-- Data excerpt --
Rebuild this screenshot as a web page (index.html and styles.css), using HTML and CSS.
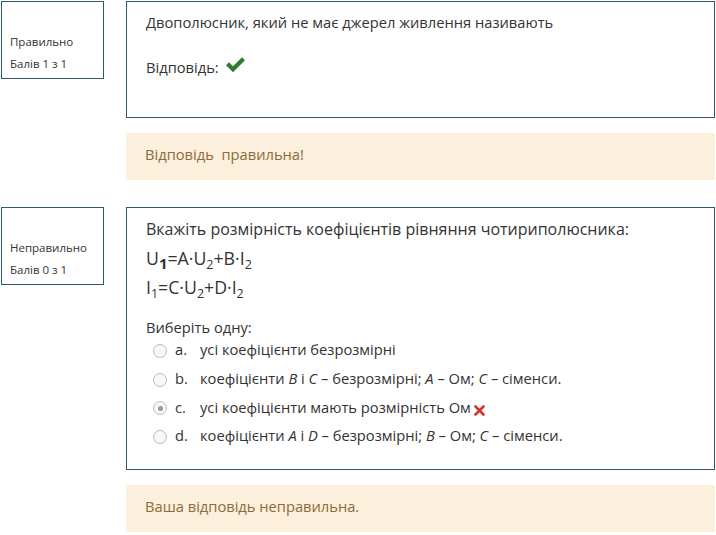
FILE: index.html
```html
<!DOCTYPE html>
<html lang="uk">
<head>
  <meta charset="UTF-8">
  <title>Тест</title>
  <link rel="stylesheet" href="styles.css">
</head>
<body>
  <div class="que">
    <div class="info">
      <div class="state">Правильно</div>
      <div class="grade">Балів 1 з 1</div>
    </div>
    <div class="content">
      <div class="formulation first">
        <p class="qtext">Двополюсник, який не має джерел живлення називають</p>
        <p class="answer">Відповідь:
          <svg class="check" width="21" height="17" viewBox="0 0 21 17"><path d="M1 9.2 L4 6.2 L8 10.2 L17 1.2 L20 4.2 L8 16.2 Z" fill="#2e7d32"/></svg>
        </p>
      </div>
      <div class="feedback">Відповідь&nbsp; правильна!</div>
    </div>
  </div>

  <div class="que">
    <div class="info">
      <div class="state">Неправильно</div>
      <div class="grade">Балів 0 з 1</div>
    </div>
    <div class="content">
      <div class="formulation">
        <p class="qline">Вкажіть розмірність коефіцієнтів рівняння чотириполюсника:</p>
        <p class="formula">U<sub><b>1</b></sub>=A·U<sub>2</sub>+B·I<sub>2</sub></p>
        <p class="formula">I<sub>1</sub>=C·U<sub>2</sub>+D·I<sub>2</sub></p>
        <p class="prompt">Виберіть одну:</p>
        <div class="options">
          <div class="opt"><span class="radio"></span><span class="letter">a.</span><span>усі коефіцієнти безрозмірні</span></div>
          <div class="opt"><span class="radio"></span><span class="letter">b.</span><span>коефіцієнти <i>B</i> і <i>C</i> – безрозмірні; <i>A</i> – Ом; <i>C</i> – сіменси.</span></div>
          <div class="opt"><span class="radio checked"></span><span class="letter">c.</span><span>усі коефіцієнти мають розмірність Ом</span><svg class="cross" width="11" height="11" viewBox="0 0 11 11"><path d="M1.5 1.5 L9.5 9.5 M9.5 1.5 L1.5 9.5" stroke="#d0362a" stroke-width="2.6" stroke-linecap="round"/></svg></div>
          <div class="opt"><span class="radio"></span><span class="letter">d.</span><span>коефіцієнти <i>A</i> і <i>D</i> – безрозмірні; <i>B</i> – Ом; <i>C</i> – сіменси.</span></div>
        </div>
      </div>
      <div class="feedback">Ваша відповідь неправильна.</div>
    </div>
  </div>
</body>
</html>
```

FILE: styles.css
```css
body {
  margin: 0;
  padding: 1px 0 0 1px;
  font-family: "Open Sans", "Liberation Sans", sans-serif;
  color: #333;
  background: #fff;
}
p {
  margin: 0;
}
.que {
  display: flex;
  align-items: flex-start;
  gap: 22px;
  margin-bottom: 27px;
}
.info {
  width: 93px;
  height: 76px;
  border: 1px solid #2e5b6b;
  padding-left: 8px;
  font-size: 11.5px;
  line-height: 22px;
}
.info .state {
  margin-top: 29px;
}
.content {
  width: 589px;
}
.formulation {
  border: 1px solid #2e5b6b;
  padding: 7px 19px 19px;
}
.formulation.first {
  padding: 9px 19px 39px;
  font-size: 14.7px;
  line-height: 22px;
}
.qtext {
  margin-bottom: 23px;
}
.answer {
  display: flex;
  align-items: center;
  gap: 6px;
}
.check {
  margin-top: -5px;
}
.feedback {
  margin-top: 15px;
  background: #fcefdc;
  color: #8a6d3b;
  font-size: 14.7px;
  line-height: 22px;
  padding: 10px 19px 15px;
}
.qline {
  font-size: 16px;
  line-height: 29px;
}
.formula {
  font-size: 17.7px;
  line-height: 29px;
}
sub {
  font-size: 12.5px;
  line-height: 0;
  vertical-align: -4px;
}
sub b {
  font-size: 15px;
}
.prompt {
  margin-top: 17px;
  font-size: 14.7px;
  line-height: 16px;
}
.options {
  padding-left: 7px;
}
.opt {
  display: flex;
  align-items: center;
  font-size: 14.7px;
  height: 28.7px;
}
.radio {
  width: 12px;
  height: 12px;
  border: 1px solid #bbb;
  border-radius: 50%;
  background: #f7f7f7;
  margin: 3px 8px 0 0;
  position: relative;
}
.radio.checked::after {
  content: "";
  position: absolute;
  left: 3.5px;
  top: 3.5px;
  width: 5px;
  height: 5px;
  border-radius: 50%;
  background: #999;
}
.letter {
  width: 25px;
}
.cross {
  margin: 8px 0 0 3px;
}
```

-- To do --
Copy the material exactly. Do not include the pictures.

-- Full output --
Rebuild this screenshot as a web page (index.html and styles.css), using HTML and CSS.
FILE: index.html
```html
<!DOCTYPE html>
<html lang="uk">
<head>
  <meta charset="UTF-8">
  <title>Тест</title>
  <link rel="stylesheet" href="styles.css">
</head>
<body>
  <div class="que">
    <div class="info">
      <div class="state">Правильно</div>
      <div class="grade">Балів 1 з 1</div>
    </div>
    <div class="content">
      <div class="formulation first">
        <p class="qtext">Двополюсник, який не має джерел живлення називають</p>
        <p class="answer">Відповідь:
          <svg class="check" width="21" height="17" viewBox="0 0 21 17"><path d="M1 9.2 L4 6.2 L8 10.2 L17 1.2 L20 4.2 L8 16.2 Z" fill="#2e7d32"/></svg>
        </p>
      </div>
      <div class="feedback">Відповідь&nbsp; правильна!</div>
    </div>
  </div>

  <div class="que">
    <div class="info">
      <div class="state">Неправильно</div>
      <div class="grade">Балів 0 з 1</div>
    </div>
    <div class="content">
      <div class="formulation">
        <p class="qline">Вкажіть розмірність коефіцієнтів рівняння чотириполюсника:</p>
        <p class="formula">U<sub><b>1</b></sub>=A·U<sub>2</sub>+B·I<sub>2</sub></p>
        <p class="formula">I<sub>1</sub>=C·U<sub>2</sub>+D·I<sub>2</sub></p>
        <p class="prompt">Виберіть одну:</p>
        <div class="options">
          <div class="opt"><span class="radio"></span><span class="letter">a.</span><span>усі коефіцієнти безрозмірні</span></div>
          <div class="opt"><span class="radio"></span><span class="letter">b.</span><span>коефіцієнти <i>B</i> і <i>C</i> – безрозмірні; <i>A</i> – Ом; <i>C</i> – сіменси.</span></div>
          <div class="opt"><span class="radio checked"></span><span class="letter">c.</span><span>усі коефіцієнти мають розмірність Ом</span><svg class="cross" width="11" height="11" viewBox="0 0 11 11"><path d="M1.5 1.5 L9.5 9.5 M9.5 1.5 L1.5 9.5" stroke="#d0362a" stroke-width="2.6" stroke-linecap="round"/></svg></div>
          <div class="opt"><span class="radio"></span><span class="letter">d.</span><span>коефіцієнти <i>A</i> і <i>D</i> – безрозмірні; <i>B</i> – Ом; <i>C</i> – сіменси.</span></div>
        </div>
      </div>
      <div class="feedback">Ваша відповідь неправильна.</div>
    </div>
  </div>
</body>
</html>
```

FILE: styles.css
```css
body {
  margin: 0;
  padding: 1px 0 0 1px;
  font-family: "Open Sans", "Liberation Sans", sans-serif;
  color: #333;
  background: #fff;
}
p {
  margin: 0;
}
.que {
  display: flex;
  align-items: flex-start;
  gap: 22px;
  margin-bottom: 27px;
}
.info {
  width: 93px;
  height: 76px;
  border: 1px solid #2e5b6b;
  padding-left: 8px;
  font-size: 11.5px;
  line-height: 22px;
}
.info .state {
  margin-top: 29px;
}
.content {
  width: 589px;
}
.formulation {
  border: 1px solid #2e5b6b;
  padding: 7px 19px 19px;
}
.formulation.first {
  padding: 9px 19px 39px;
  font-size: 14.7px;
  line-height: 22px;
}
.qtext {
  margin-bottom: 23px;
}
.answer {
  display: flex;
  align-items: center;
  gap: 6px;
}
.check {
  margin-top: -5px;
}
.feedback {
  margin-top: 15px;
  background: #fcefdc;
  color: #8a6d3b;
  font-size: 14.7px;
  line-height: 22px;
  padding: 10px 19px 15px;
}
.qline {
  font-size: 16px;
  line-height: 29px;
}
.formula {
  font-size: 17.7px;
  line-height: 29px;
}
sub {
  font-size: 12.5px;
  line-height: 0;
  vertical-align: -4px;
}
sub b {
  font-size: 15px;
}
.prompt {
  margin-top: 17px;
  font-size: 14.7px;
  line-height: 16px;
}
.options {
  padding-left: 7px;
}
.opt {
  display: flex;
  align-items: center;
  font-size: 14.7px;
  height: 28.7px;
}
.radio {
  width: 12px;
  height: 12px;
  border: 1px solid #bbb;
  border-radius: 50%;
  background: #f7f7f7;
  margin: 3px 8px 0 0;
  position: relative;
}
.radio.checked::after {
  content: "";
  position: absolute;
  left: 3.5px;
  top: 3.5px;
  width: 5px;
  height: 5px;
  border-radius: 50%;
  background: #999;
}
.letter {
  width: 25px;
}
.cross {
  margin: 8px 0 0 3px;
}
```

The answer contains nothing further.